Hordern was born in Berkhamsted, Hertfordshire, and educated at Brighton College, as was his brother Peter. He acted at school and then as an amateur with the St. Pancras People's Theatre. He worked as a schoolteacher and travelling salesman before going into the profession. In 1937, he made his professional stage début at the People's Palace, East London, playing a minor role in Othello, and later in the year joined the repertory company of the Little Theatre in Bristol.
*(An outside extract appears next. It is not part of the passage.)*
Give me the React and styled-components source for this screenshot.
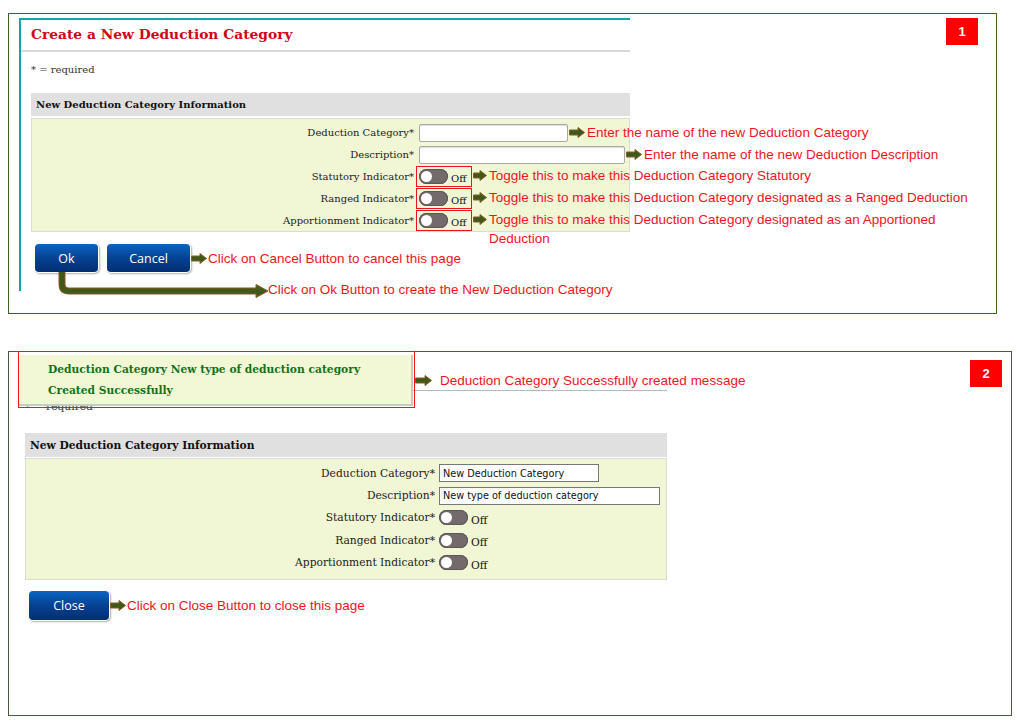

It was here that he met his future wife, the actress Eve Mortimer.

[edit] On stage

His stage work, for the Royal Shakespeare Company in Stratford and in London, at the Old Vic and in the West End demonstrated his wide range and his remarkable voice. In addition to his many Shakespearean roles (Jaques in As You Like It, Cassius in Julius Caesar, Polonius in Hamlet, Malvolio in Twelfth Night), Hordern performed in plays by Strindberg, Chekhov, Ibsen, Pinero, Pinter, Dürrenmatt, Albee, Alan Ayckbourn, David Mercer and Tom Stoppard.

Perhaps his greatest performances on stage were as King Lear, directed by Jonathan Miller, at the Nottingham Playhouse in 1970. He repeated his performance for the BBC Television Shakespeare series in 1982, undoubtedly one of the high points of that series. In 1978 he returned to Stratford to play a wise Prospero in The Tempest, equally admired. This was also repeated for the BBC Shakespeare series in 1980.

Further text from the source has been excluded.